§ Instruction
Extract and list every line that contains the word "Output".
● ● ● ● ● ● ●
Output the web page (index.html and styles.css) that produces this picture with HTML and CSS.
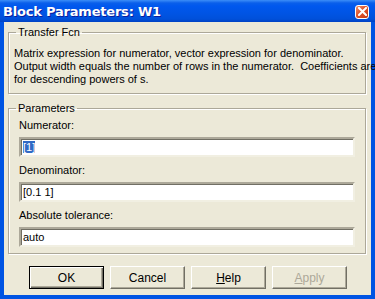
FILE: index.html
```
<!doctype html>
<html lang="en">
  <head>
    <meta charset="utf-8">
    <title>Block Parameters: W1</title>
    <link rel="stylesheet" href="styles.css">
  </head>
  <body>
    <div class="window">
      <div class="titlebar">
        <span class="title">Block Parameters: W1</span>
        <span class="close">
          <svg width="9" height="9" viewBox="0 0 9 9">
            <path d="M1 1 L8 8 M8 1 L1 8" stroke="#fff" stroke-width="2" stroke-linecap="square"/>
          </svg>
        </span>
      </div>

      <div class="client">
        <fieldset class="group">
          <legend>Transfer Fcn</legend>
          <p class="desc">Matrix expression for numerator, vector expression for denominator.<br>Output width equals the number of rows in the numerator.&nbsp; Coefficients are<br>for descending powers of s.</p>
        </fieldset>

        <fieldset class="group params">
          <legend>Parameters</legend>
          <label class="field">
            <span class="caption">Numerator:</span>
            <span class="edit"><span class="sel">[1]</span></span>
          </label>
          <label class="field">
            <span class="caption">Denominator:</span>
            <span class="edit">[0.1 1]</span>
          </label>
          <label class="field">
            <span class="caption">Absolute tolerance:</span>
            <span class="edit">auto</span>
          </label>
        </fieldset>

        <div class="buttons">
          <button class="btn default">OK</button>
          <button class="btn">Cancel</button>
          <button class="btn"><u>H</u>elp</button>
          <button class="btn" disabled><u>A</u>pply</button>
        </div>
      </div>
    </div>
  </body>
</html>
```

FILE: styles.css
```
html, body { margin: 0; }
body {
    font-family: "Liberation Sans", Arial, sans-serif;
    font-size: 11px;
    color: #000;
    background: #ECE9D8;
}

.window {
    width: 375px;
    height: 299px;
    box-sizing: border-box;
    display: flex;
    flex-direction: column;
    background: #0054E3;
}

.titlebar {
    height: 22px;
    flex: none;
    display: flex;
    align-items: center;
    justify-content: space-between;
    padding: 0 6px 0 3px;
    background: linear-gradient(#3C8EF8 0, #0A5FEA 3px, #0058EE 6px, #0054E3 14px, #0050DA 19px, #0042C4 22px);
    color: #fff;
}
.title {
    font-family: "DejaVu Sans", sans-serif;
    font-weight: bold;
    font-size: 13px;
    letter-spacing: -0.2px;
    text-shadow: 1px 1px #0A1E9C;
}
.close {
    width: 14px;
    height: 14px;
    margin-top: 1px;
    box-sizing: border-box;
    border: 1px solid #fff;
    border-radius: 3px;
    background: linear-gradient(135deg, #F0936E, #E0542C 45%, #C53A14);
    display: flex;
    align-items: center;
    justify-content: center;
}
.close svg { display: block; }

.client {
    flex: 1;
    margin: 0 4px 4px 4px;
    background: #ECE9D8;
    padding: 3px 5px 0 4px;
    display: flex;
    flex-direction: column;
}

.group {
    margin: 0;
    padding: 0;
    border: 1px solid #ACA899;
    box-shadow: inset 1px 1px #fff, 1px 1px #fff;
    min-width: 0;
}
.group legend {
    margin-left: 7px;
    padding: 0 2px;
    line-height: 14px;
}
.desc {
    margin: 8px 0 7px 5px;
    line-height: 13px;
    white-space: nowrap;
}

.params {
    margin-top: 7px;
    padding-bottom: 6px;
}
.field {
    display: block;
    margin: 0 10px;
}
.caption {
    display: block;
    line-height: 14px;
    margin: 6px 0 5px 0;
}
.field:first-of-type .caption {
    margin-top: 3px;
}
.edit {
    display: block;
    height: 20px;
    box-sizing: border-box;
    background: #fff;
    border: 2px solid;
    border-color: #ACA899 #F1EFE2 #F1EFE2 #ACA899;
    box-shadow: inset 1px 1px #716F64;
    padding: 1px 2px;
    line-height: 15px;
}
.sel {
    background: #316AC5;
    color: #fff;
}

.buttons {
    display: flex;
    gap: 6px;
    padding: 12px 0 0 21px;
}
.btn {
    width: 75px;
    height: 23px;
    font: inherit;
    font-size: 12px;
    color: #000;
    background: #ECE9D8;
    border: 1px solid;
    border-color: #fff #716F64 #716F64 #fff;
    box-shadow: inset -1px -1px #ACA899;
    padding: 0;
}
.btn.default {
    border-color: #000;
    box-shadow: inset 1px 1px #fff, inset -1px -1px #716F64, inset -2px -2px #ACA899;
}
.btn:disabled {
    color: #ACA899;
}
```
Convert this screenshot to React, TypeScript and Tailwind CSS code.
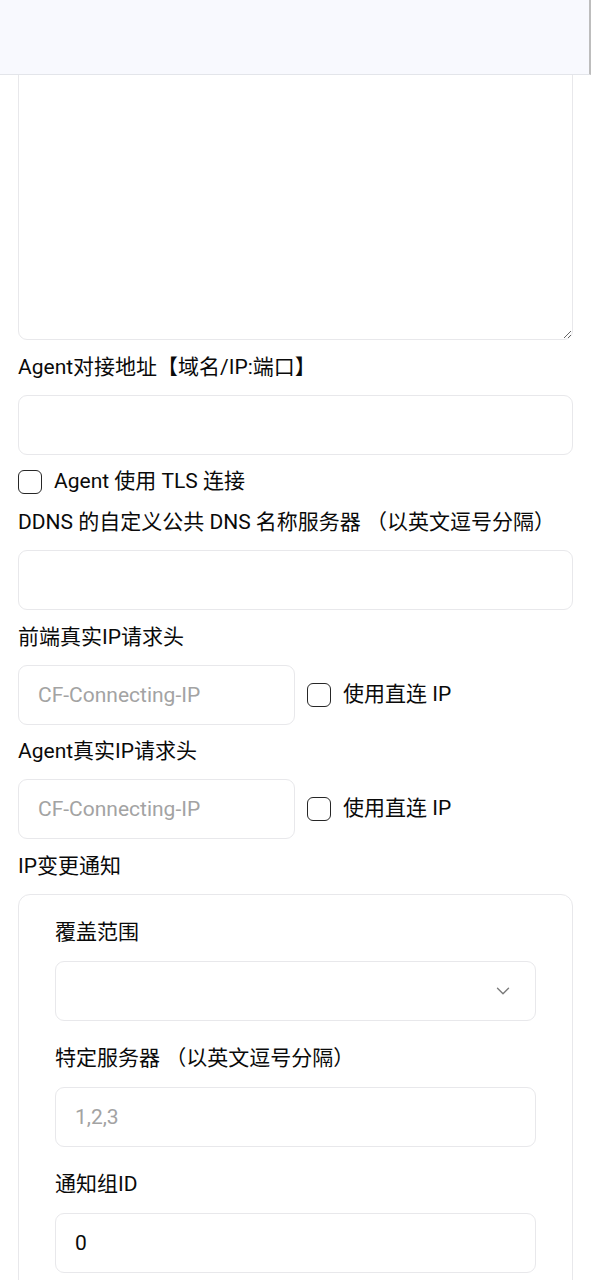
import { ChevronDown } from "lucide-react";

const font = { fontFamily: 'Roboto, "Noto Sans CJK SC", sans-serif' };

const Label = ({ children }: { children: React.ReactNode }) => (
  <label className="block text-[21px] leading-[27.5px] font-normal text-[#0a0a0a]">{children}</label>
);

const Input = ({ placeholder, value, className = "" }: { placeholder?: string; value?: string; className?: string }) => (
  <input
    readOnly
    placeholder={placeholder}
    value={value ?? ""}
    className={`h-[60px] rounded-[9px] border border-[#e8e8eb] bg-white px-[19px] text-[21px] text-[#0a0a0a] placeholder:text-[#a3a3a3] outline-none ${className}`}
  />
);

const Checkbox = ({ label }: { label: string }) => (
  <div className="flex items-center gap-[12px] h-[27.5px]">
    <span className="w-[24px] h-[24px] rounded-[6px] border-[1.5px] border-[#262626] shrink-0" />
    <span className="text-[21px] text-[#0a0a0a]">{label}</span>
  </div>
);

export default function App() {
  return (
    <div className="relative min-h-[1280px] bg-white overflow-hidden" style={font}>
      {/* Header */}
      <div className="absolute top-0 left-0 right-0 z-10 h-[75px] bg-[#f8f9fe] border-b border-[#e3e5ea] border-r-2 border-r-[#bdbdbd]" />

      {/* Form */}
      <div className="flex flex-col gap-[13.5px] px-[18px] pt-[40px]">
        <textarea
          readOnly
          className="w-full h-[300px] rounded-[9px] border border-[#e8e8eb] outline-none"
        />

        <Label>Agent对接地址【域名/IP:端口】</Label>
        <Input className="w-full" />

        <Checkbox label="Agent 使用 TLS 连接" />

        <Label>DDNS 的自定义公共 DNS 名称服务器 （以英文逗号分隔）</Label>
        <Input className="w-full" />

        <Label>前端真实IP请求头</Label>
        <div className="flex items-center gap-[12px]">
          <Input placeholder="CF-Connecting-IP" className="w-[277px]" />
          <Checkbox label="使用直连 IP" />
        </div>

        <Label>Agent真实IP请求头</Label>
        <div className="flex items-center gap-[12px]">
          <Input placeholder="CF-Connecting-IP" className="w-[277px]" />
          <Checkbox label="使用直连 IP" />
        </div>

        <Label>IP变更通知</Label>
        <div className="rounded-[12px] border border-[#e8e8eb] px-[36px] pt-[24.5px] pb-[40px] flex flex-col gap-[24.5px]">
          <div className="flex flex-col gap-[14px]">
            <Label>覆盖范围</Label>
            <div className="h-[60px] rounded-[9px] border border-[#e8e8eb] flex items-center justify-end pr-[21px]">
              <ChevronDown size={22} strokeWidth={1.5} className="text-[#7a7a7a]" />
            </div>
          </div>
          <div className="flex flex-col gap-[14px]">
            <Label>特定服务器 （以英文逗号分隔）</Label>
            <Input placeholder="1,2,3" className="w-full" />
          </div>
          <div className="flex flex-col gap-[14px]">
            <Label>通知组ID</Label>
            <Input value="0" className="w-full" />
          </div>
        </div>
      </div>
    </div>
  );
}
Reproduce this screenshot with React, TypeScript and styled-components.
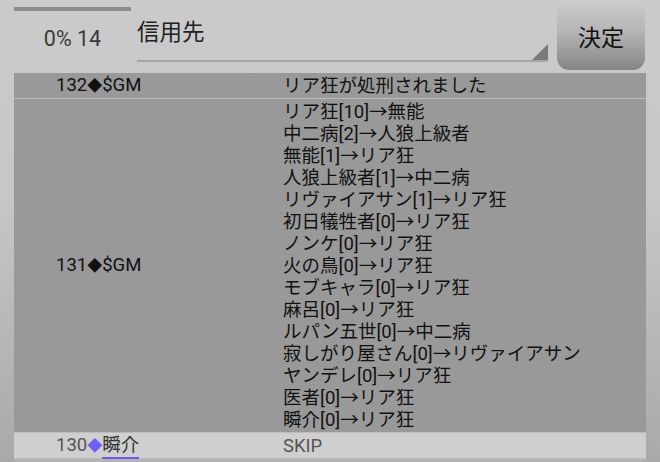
● ● ● ● ● ● ●
§ Written response
Output the web page (index.html and styles.css) that produces this picture with HTML and CSS.
          <p class="desc">Matrix expression for numerator, vector expression for denominator.<br>Output width equals the number of rows in the numerator.&nbsp; Coefficients are<br>for descending powers of s.</p>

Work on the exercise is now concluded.